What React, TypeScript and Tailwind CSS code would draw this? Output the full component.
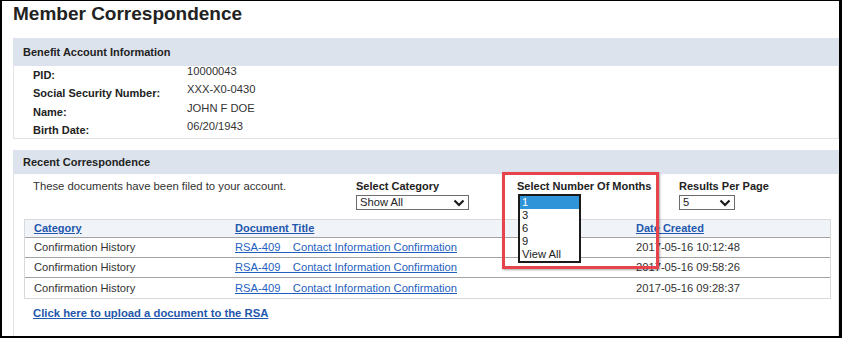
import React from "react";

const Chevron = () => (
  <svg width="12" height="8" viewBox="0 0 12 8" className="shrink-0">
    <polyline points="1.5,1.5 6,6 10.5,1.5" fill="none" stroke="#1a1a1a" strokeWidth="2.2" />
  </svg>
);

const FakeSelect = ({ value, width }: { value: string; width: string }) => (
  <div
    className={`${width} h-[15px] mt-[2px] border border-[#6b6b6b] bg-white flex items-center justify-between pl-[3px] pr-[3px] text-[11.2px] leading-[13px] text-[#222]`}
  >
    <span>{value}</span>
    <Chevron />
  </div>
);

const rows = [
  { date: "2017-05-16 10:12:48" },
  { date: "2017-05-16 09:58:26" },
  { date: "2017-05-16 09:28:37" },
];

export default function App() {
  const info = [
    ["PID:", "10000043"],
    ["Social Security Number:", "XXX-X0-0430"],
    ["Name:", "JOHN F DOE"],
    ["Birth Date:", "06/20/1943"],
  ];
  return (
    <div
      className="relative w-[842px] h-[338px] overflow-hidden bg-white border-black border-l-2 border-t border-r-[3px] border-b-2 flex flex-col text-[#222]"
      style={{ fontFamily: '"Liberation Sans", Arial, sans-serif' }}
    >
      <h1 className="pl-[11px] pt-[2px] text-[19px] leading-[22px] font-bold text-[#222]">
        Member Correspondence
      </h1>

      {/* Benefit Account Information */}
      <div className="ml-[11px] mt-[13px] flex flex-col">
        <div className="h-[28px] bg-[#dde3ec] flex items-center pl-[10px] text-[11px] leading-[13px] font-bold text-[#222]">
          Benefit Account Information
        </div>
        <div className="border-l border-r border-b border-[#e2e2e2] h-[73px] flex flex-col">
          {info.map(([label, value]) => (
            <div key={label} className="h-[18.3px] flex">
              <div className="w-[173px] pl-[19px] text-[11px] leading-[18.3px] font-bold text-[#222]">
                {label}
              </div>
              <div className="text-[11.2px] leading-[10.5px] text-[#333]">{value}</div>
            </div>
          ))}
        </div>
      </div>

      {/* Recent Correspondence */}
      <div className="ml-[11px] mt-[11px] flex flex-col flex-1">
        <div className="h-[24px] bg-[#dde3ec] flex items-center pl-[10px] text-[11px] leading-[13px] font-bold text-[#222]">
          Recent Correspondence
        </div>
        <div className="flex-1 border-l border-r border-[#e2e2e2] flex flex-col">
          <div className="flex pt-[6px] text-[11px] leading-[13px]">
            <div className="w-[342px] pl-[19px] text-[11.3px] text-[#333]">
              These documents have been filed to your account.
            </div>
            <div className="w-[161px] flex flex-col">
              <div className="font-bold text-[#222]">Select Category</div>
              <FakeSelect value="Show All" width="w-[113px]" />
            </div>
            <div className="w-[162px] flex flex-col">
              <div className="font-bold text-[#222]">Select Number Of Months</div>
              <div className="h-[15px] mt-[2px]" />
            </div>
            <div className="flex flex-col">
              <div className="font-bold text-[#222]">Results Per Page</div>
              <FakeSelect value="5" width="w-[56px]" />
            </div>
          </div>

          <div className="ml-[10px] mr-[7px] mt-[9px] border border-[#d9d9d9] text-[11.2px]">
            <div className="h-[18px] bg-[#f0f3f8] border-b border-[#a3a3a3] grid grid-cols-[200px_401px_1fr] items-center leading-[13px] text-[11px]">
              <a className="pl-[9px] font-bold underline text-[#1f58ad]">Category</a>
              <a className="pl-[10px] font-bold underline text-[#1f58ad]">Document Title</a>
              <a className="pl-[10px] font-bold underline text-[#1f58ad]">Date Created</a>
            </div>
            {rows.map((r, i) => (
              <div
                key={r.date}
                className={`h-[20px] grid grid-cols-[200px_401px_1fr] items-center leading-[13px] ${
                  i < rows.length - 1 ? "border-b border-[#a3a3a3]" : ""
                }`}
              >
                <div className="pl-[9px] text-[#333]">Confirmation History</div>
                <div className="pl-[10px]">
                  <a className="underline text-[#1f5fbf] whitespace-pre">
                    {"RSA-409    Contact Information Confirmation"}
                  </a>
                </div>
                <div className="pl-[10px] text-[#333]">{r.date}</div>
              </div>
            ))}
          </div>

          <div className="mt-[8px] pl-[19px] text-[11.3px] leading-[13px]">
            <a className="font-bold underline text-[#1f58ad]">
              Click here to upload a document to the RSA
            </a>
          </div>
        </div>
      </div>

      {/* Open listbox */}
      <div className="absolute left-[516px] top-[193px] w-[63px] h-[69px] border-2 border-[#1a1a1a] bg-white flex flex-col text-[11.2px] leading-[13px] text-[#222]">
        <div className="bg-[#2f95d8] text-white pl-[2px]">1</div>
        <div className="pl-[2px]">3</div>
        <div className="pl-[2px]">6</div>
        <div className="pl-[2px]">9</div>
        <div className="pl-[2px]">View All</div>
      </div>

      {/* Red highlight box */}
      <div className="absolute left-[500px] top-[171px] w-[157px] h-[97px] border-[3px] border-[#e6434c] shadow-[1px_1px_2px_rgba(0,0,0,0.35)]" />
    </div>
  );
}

> _Requirement_:
Reproduce the material above verbatim; omit every picture.

> _Response to this exercise_:
What React, TypeScript and Tailwind CSS code would draw this? Output the full component.
import React from "react";

const Chevron = () => (
  <svg width="12" height="8" viewBox="0 0 12 8" className="shrink-0">
    <polyline points="1.5,1.5 6,6 10.5,1.5" fill="none" stroke="#1a1a1a" strokeWidth="2.2" />
  </svg>
);

const FakeSelect = ({ value, width }: { value: string; width: string }) => (
  <div
    className={`${width} h-[15px] mt-[2px] border border-[#6b6b6b] bg-white flex items-center justify-between pl-[3px] pr-[3px] text-[11.2px] leading-[13px] text-[#222]`}
  >
    <span>{value}</span>
    <Chevron />
  </div>
);

const rows = [
  { date: "2017-05-16 10:12:48" },
  { date: "2017-05-16 09:58:26" },
  { date: "2017-05-16 09:28:37" },
];

export default function App() {
  const info = [
    ["PID:", "10000043"],
    ["Social Security Number:", "XXX-X0-0430"],
    ["Name:", "JOHN F DOE"],
    ["Birth Date:", "06/20/1943"],
  ];
  return (
    <div
      className="relative w-[842px] h-[338px] overflow-hidden bg-white border-black border-l-2 border-t border-r-[3px] border-b-2 flex flex-col text-[#222]"
      style={{ fontFamily: '"Liberation Sans", Arial, sans-serif' }}
    >
      <h1 className="pl-[11px] pt-[2px] text-[19px] leading-[22px] font-bold text-[#222]">
        Member Correspondence
      </h1>

      {/* Benefit Account Information */}
      <div className="ml-[11px] mt-[13px] flex flex-col">
        <div className="h-[28px] bg-[#dde3ec] flex items-center pl-[10px] text-[11px] leading-[13px] font-bold text-[#222]">
          Benefit Account Information
        </div>
        <div className="border-l border-r border-b border-[#e2e2e2] h-[73px] flex flex-col">
          {info.map(([label, value]) => (
            <div key={label} className="h-[18.3px] flex">
              <div className="w-[173px] pl-[19px] text-[11px] leading-[18.3px] font-bold text-[#222]">
                {label}
              </div>
              <div className="text-[11.2px] leading-[10.5px] text-[#333]">{value}</div>
            </div>
          ))}
        </div>
      </div>

      {/* Recent Correspondence */}
      <div className="ml-[11px] mt-[11px] flex flex-col flex-1">
        <div className="h-[24px] bg-[#dde3ec] flex items-center pl-[10px] text-[11px] leading-[13px] font-bold text-[#222]">
          Recent Correspondence
        </div>
        <div className="flex-1 border-l border-r border-[#e2e2e2] flex flex-col">
          <div className="flex pt-[6px] text-[11px] leading-[13px]">
            <div className="w-[342px] pl-[19px] text-[11.3px] text-[#333]">
              These documents have been filed to your account.
            </div>
            <div className="w-[161px] flex flex-col">
              <div className="font-bold text-[#222]">Select Category</div>
              <FakeSelect value="Show All" width="w-[113px]" />
            </div>
            <div className="w-[162px] flex flex-col">
              <div className="font-bold text-[#222]">Select Number Of Months</div>
              <div className="h-[15px] mt-[2px]" />
            </div>
            <div className="flex flex-col">
              <div className="font-bold text-[#222]">Results Per Page</div>
              <FakeSelect value="5" width="w-[56px]" />
            </div>
          </div>

          <div className="ml-[10px] mr-[7px] mt-[9px] border border-[#d9d9d9] text-[11.2px]">
            <div className="h-[18px] bg-[#f0f3f8] border-b border-[#a3a3a3] grid grid-cols-[200px_401px_1fr] items-center leading-[13px] text-[11px]">
              <a className="pl-[9px] font-bold underline text-[#1f58ad]">Category</a>
              <a className="pl-[10px] font-bold underline text-[#1f58ad]">Document Title</a>
              <a className="pl-[10px] font-bold underline text-[#1f58ad]">Date Created</a>
            </div>
            {rows.map((r, i) => (
              <div
                key={r.date}
                className={`h-[20px] grid grid-cols-[200px_401px_1fr] items-center leading-[13px] ${
                  i < rows.length - 1 ? "border-b border-[#a3a3a3]" : ""
                }`}
              >
                <div className="pl-[9px] text-[#333]">Confirmation History</div>
                <div className="pl-[10px]">
                  <a className="underline text-[#1f5fbf] whitespace-pre">
                    {"RSA-409    Contact Information Confirmation"}
                  </a>
                </div>
                <div className="pl-[10px] text-[#333]">{r.date}</div>
              </div>
            ))}
          </div>

          <div className="mt-[8px] pl-[19px] text-[11.3px] leading-[13px]">
            <a className="font-bold underline text-[#1f58ad]">
              Click here to upload a document to the RSA
            </a>
          </div>
        </div>
      </div>

      {/* Open listbox */}
      <div className="absolute left-[516px] top-[193px] w-[63px] h-[69px] border-2 border-[#1a1a1a] bg-white flex flex-col text-[11.2px] leading-[13px] text-[#222]">
        <div className="bg-[#2f95d8] text-white pl-[2px]">1</div>
        <div className="pl-[2px]">3</div>
        <div className="pl-[2px]">6</div>
        <div className="pl-[2px]">9</div>
        <div className="pl-[2px]">View All</div>
      </div>

      {/* Red highlight box */}
      <div className="absolute left-[500px] top-[171px] w-[157px] h-[97px] border-[3px] border-[#e6434c] shadow-[1px_1px_2px_rgba(0,0,0,0.35)]" />
    </div>
  );
}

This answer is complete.